First, we conduct a t-test using the existing sample and let’s see the summary statistics yielded by the t.test command.

#t-test command
S_B_ratings<- movies%>%
  filter(director %in% c("Steven Spielberg", "Tim Burton"))%>%
  select(director,rating)

  t.test(S_B_ratings$rating ~ S_B_ratings$director,
         mu=0,alt = "two.sided",conf=0.95,var.eq=FALSE)

## 
##  Welch Two Sample t-test
## 
## data:  S_B_ratings$rating by S_B_ratings$director
## t = 3, df = 31, p-value = 0.01
## alternative hypothesis: true difference in means is not equal to 0
## 95 percent confidence interval:
##  0.16 1.13
## sample estimates:
## mean in group Steven Spielberg       mean in group Tim Burton 
##                           7.57                           6.93

The t.test command result shows that the t-statistic is 2.7144, and the p-value is 0.01078, which are both indicators that the true difference in mean IMDB ratings between movies of Spielberg and Tim Burton is not zero. In addition, the 95% confidence interval also does not include zero.

Hypothesis Testing using ‘infer’ package

Other than doing a t-test, we can also arrive at our conclusion using hypothesis testing.
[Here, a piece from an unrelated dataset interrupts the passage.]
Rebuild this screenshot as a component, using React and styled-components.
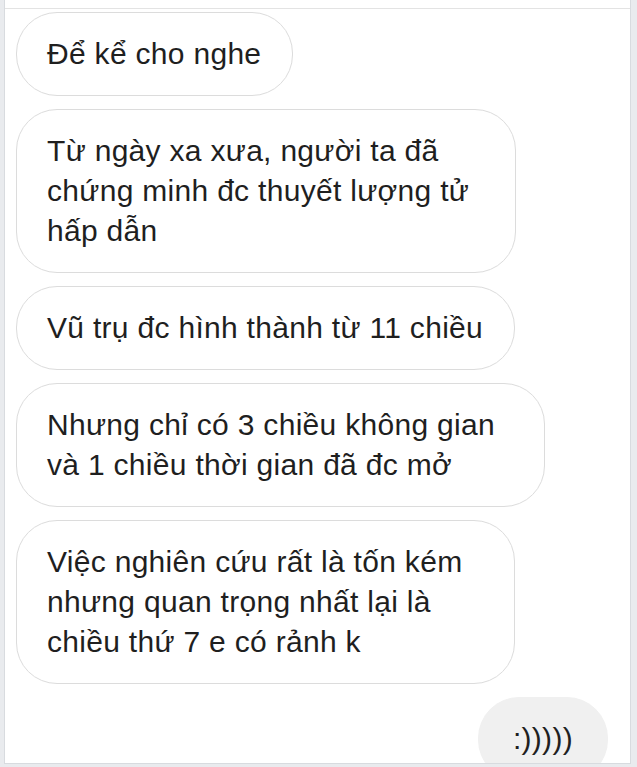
import React from 'react'
import styled, { createGlobalStyle } from 'styled-components'

const GlobalStyle = createGlobalStyle`
  html, body {
    margin: 0;
    padding: 0;
    background: #fff;
  }
  body {
    font-family: "Liberation Sans", Arial, sans-serif;
  }
`

const Frame = styled.div`
  width: 637px;
  height: 767px;
  box-sizing: border-box;
  background: #e9ebee;
  padding: 0 6px 3px 4px;
  display: flex;
  overflow: hidden;
`

const Panel = styled.div`
  flex: 1;
  background: #fff;
  border-left: 1px solid #d8dbdf;
  border-right: 1px solid #d8dbdf;
  border-bottom: 1px solid #d8dbdf;
  display: flex;
  flex-direction: column;
  overflow: hidden;
`

const Header = styled.div`
  height: 8px;
  flex: none;
  border-bottom: 1px solid #e3e3e3;
`

const Thread = styled.div`
  flex: 1;
  display: flex;
  flex-direction: column;
  gap: 13px;
  padding: 3px 22px 0 11px;
`

const Bubble = styled.div`
  align-self: ${props => (props.mine ? 'flex-end' : 'flex-start')};
  width: ${props => (props.width ? `${props.width}px` : 'auto')};
  box-sizing: border-box;
  padding: ${props => (props.mine ? '21px 34px' : '21px 31px 21px 30px')};
  border-radius: 41px;
  border: 1px solid ${props => (props.mine ? '#f0f0f0' : '#dcdcdc')};
  background: ${props => (props.mine ? '#f0f0f0' : '#fff')};
  color: #1f1f1f;
  font-size: 30px;
  letter-spacing: 0.3px;
  line-height: 40px;
  white-space: nowrap;
`

const Line = styled.span`
  display: block;
`

const messages = [
  { lines: ['Để kể cho nghe'] },
  {
    lines: [
      'Từ ngày xa xưa, người ta đã',
      'chứng minh đc thuyết lượng tử',
      'hấp dẫn'
    ],
    width: 500
  },
  { lines: ['Vũ trụ đc hình thành từ 11 chiều'] },
  {
    lines: ['Nhưng chỉ có 3 chiều không gian', 'và 1 chiều thời gian đã đc mở'],
    width: 529
  },
  {
    lines: [
      'Việc nghiên cứu rất là tốn kém',
      'nhưng quan trọng nhất lại là',
      'chiều thứ 7 e có rảnh k'
    ],
    width: 499
  },
  { lines: [':)))))'], mine: true }
]

const App = () => (
  <>
    <GlobalStyle />
    <Frame>
      <Panel>
        <Header />
        <Thread>
          {messages.map((msg, i) => (
            <Bubble key={i} mine={msg.mine} width={msg.width}>
              {msg.lines.map((line, j) => (
                <Line key={j}>{line}</Line>
              ))}
            </Bubble>
          ))}
        </Thread>
      </Panel>
    </Frame>
  </>
)

export default App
In this case,

Null Hypothesis (H0): movies of Spielberg and Burton have the same mean IMDB ratings.

Alternative Hypothesis (H1): movies of Spielberg and Burton have different mean IMDB ratings.

We then build a simulation using the infer package in and see if it supports our previous conclusion.
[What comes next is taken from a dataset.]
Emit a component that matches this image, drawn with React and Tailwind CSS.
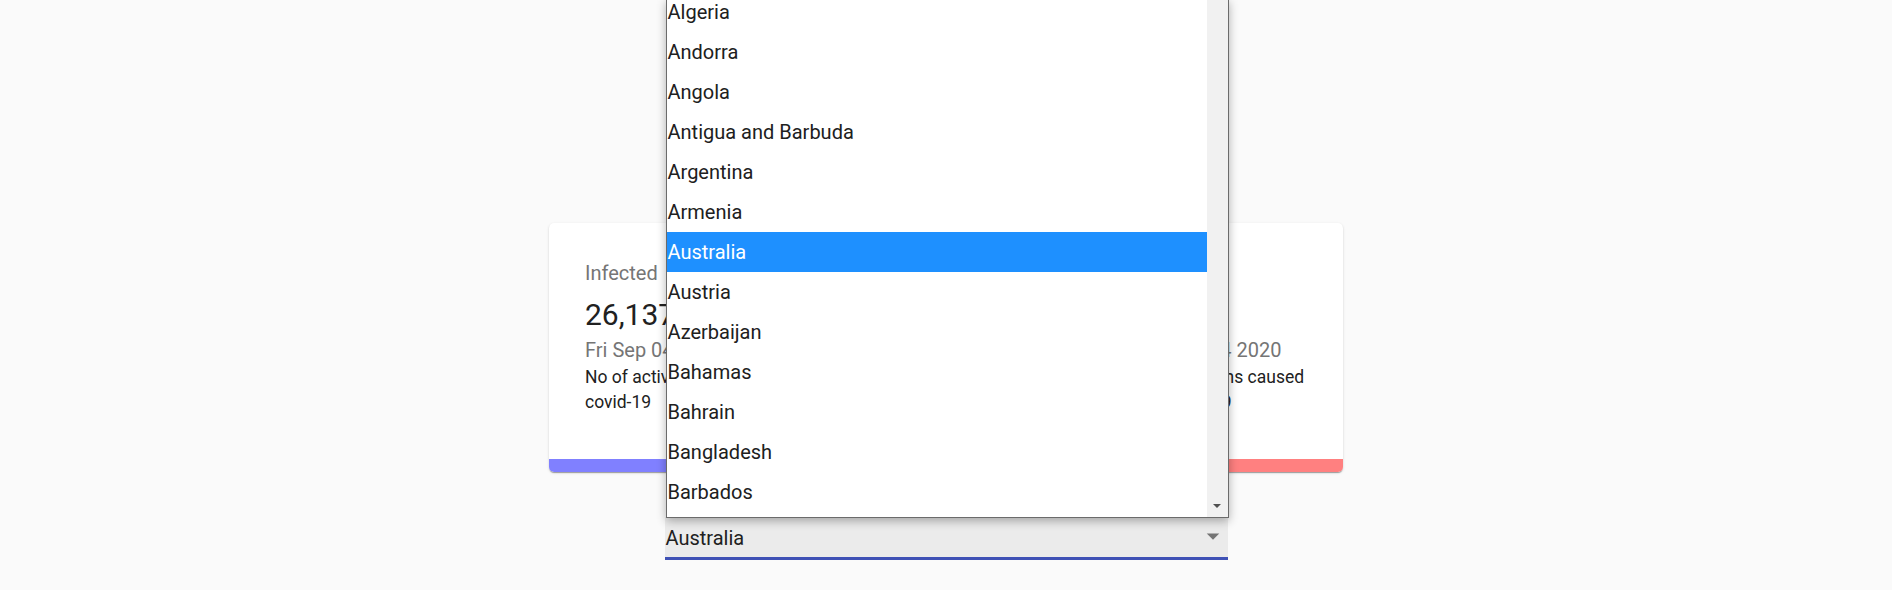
import React from "react";

const countries = [
  "Algeria",
  "Andorra",
  "Angola",
  "Antigua and Barbuda",
  "Argentina",
  "Armenia",
  "Australia",
  "Austria",
  "Azerbaijan",
  "Bahamas",
  "Bahrain",
  "Bangladesh",
  "Barbados",
  "Belarus",
];

const cards = [
  { title: "Infected", value: "26,137", text: "No of active cases of covid-19", bar: "bg-[#8080ff]" },
  { title: "Recovered", value: "22,347", text: "No of recoveries from covid-19", bar: "bg-[#80ff80]" },
  { title: "Deaths", value: "753", text: "No of deaths caused by covid-19", bar: "bg-[#ff8080]" },
];

const StatCard = ({ card }) => (
  <div className="w-[236px] h-[249px] flex flex-col bg-white rounded-[5px] overflow-hidden shadow-[0_2px_1px_-1px_rgba(0,0,0,0.2),0_1px_1px_0_rgba(0,0,0,0.14),0_1px_3px_0_rgba(0,0,0,0.12)]">
    <div className="flex-1 pt-[35px] pl-[36px] pr-[20px]">
      <p className="text-[20px] leading-[30px] text-[#757575] mb-[7px]">{card.title}</p>
      <p className="text-[30px] leading-[40px] text-[#212121]">{card.value}</p>
      <p className="text-[20px] leading-[30px] text-[#757575]">Fri Sep 04 2020</p>
      <p className="text-[17.5px] leading-[25px] text-[#212121]">{card.text}</p>
    </div>
    <div className={`h-[13px] ${card.bar}`} />
  </div>
);

const App = () => {
  return (
    <div className="min-h-[590px] bg-[#fafafa] flex flex-col items-center pt-[223px] overflow-hidden font-['Roboto',sans-serif]">
      {/* Cards */}
      <div className="flex gap-[43px]">
        {cards.map((c) => (
          <StatCard key={c.title} card={c} />
        ))}
      </div>

      {/* Country select */}
      <div className="relative w-[563px] mt-[45px]">
        <div className="relative h-[40px] bg-[#ebebeb] flex items-center pl-[1px]">
          <span className="text-[20px] text-[#212121] leading-[24px] pt-[1px]">Australia</span>
          <svg className="absolute right-0 top-[4px] w-[30px] h-[30px]" viewBox="0 0 24 24">
            <path d="M7 10l5 5 5-5z" fill="#757575" />
          </svg>
        </div>
        <div className="h-[3px] bg-[#3f51b5]" />

        {/* Native dropdown popup */}
        <div className="absolute left-[1px] bottom-[42px] h-[519px] w-[563px] bg-white border border-[#6b6b6b] shadow-[0_3px_9px_rgba(0,0,0,0.3)] flex overflow-hidden">
          <div className="flex-1 overflow-hidden">
            <div className="-mt-[8px]">
              {countries.map((name) => (
                <div
                  key={name}
                  className={`h-[40px] leading-[40px] text-[20px] pl-[1px] ${
                    name === "Australia" ? "bg-[#1e90ff] text-white" : "text-[#202020]"
                  }`}
                >
                  {name}
                </div>
              ))}
            </div>
          </div>
          <div className="w-[21px] bg-[#f1f1f1] flex flex-col justify-end items-center pb-[9px]">
            <svg width="8" height="4" viewBox="0 0 8 4">
              <path d="M0 0h8L4 4z" fill="#505050" />
            </svg>
          </div>
        </div>
      </div>
    </div>
  );
};

export default App;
#t-test using "infer" package
null_ratings <- S_B_ratings %>%
  specify(rating ~ director) %>%
  hypothesize(null = "independence") %>%
  generate(reps = 1000, type = "permute") %>%
  calculate(stat = "diff in means", 
            order = c("Steven Spielberg", "Tim Burton"))

null_ratings%>%
  visualise()+
  labs(title = "Differences in Spielberg and Burton movie ratings in a world where there is really no difference",
       subtitle = "Observed difference in sample means marked in red", 
       x="Average ratings of Spielberg movies - Average ratings of Burton movies", 
       y = "Count")+
  theme_bw()+
  theme(plot.title = element_text(size = 15, face = "bold"),
        plot.subtitle = element_text(size = 10),
        axis.text = element_text(size = 10), 
        axis.title = element_text(size=10))+
  geom_rect(aes(xmin=0.64,xmax = Inf, ymin=-Inf,ymax=Inf),
            fill = "lightyellow", colour = "lightyellow", alpha=0.05)+
  geom_rect(aes(xmin=-Inf,xmax = -0.64, ymin=-Inf,ymax=Inf), 
            fill = "lightyellow", colour = "lightyellow", alpha=0.05)+
  geom_vline(aes(xintercept=0.64),colour = "red", size = 2)
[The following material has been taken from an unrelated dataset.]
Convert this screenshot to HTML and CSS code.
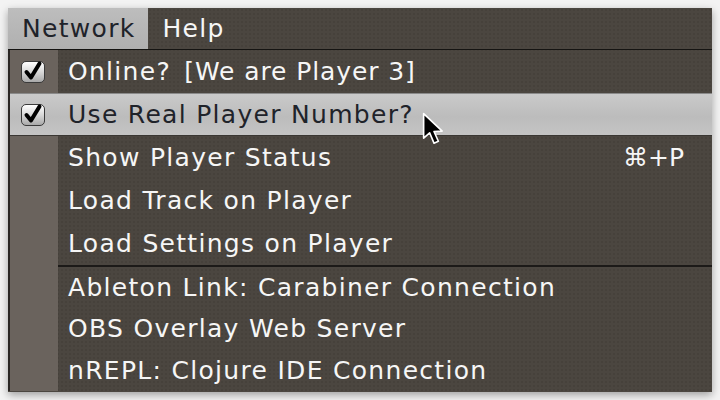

p_value <- null_ratings%>%
  get_pvalue(obs_stat = 0.64, direction = "both")

p_value

## # A tibble: 1 x 1
##   p_value
##     <dbl>
## 1   0.018

As we can see from the simulation results, the p-value is 0.01, which is also less than 0.05. Moreover, the graph also shows that the observed difference of mean movie ratings, as in our sample data, is 0.64. The number rather appears on the outer-right of this histogram, providing us with further evidence that we can reject the null hypothesis. That is, the true difference in mean IMDB ratings for movies directed by Steven Spielberg and Tim Burton, is different and therefore not zero.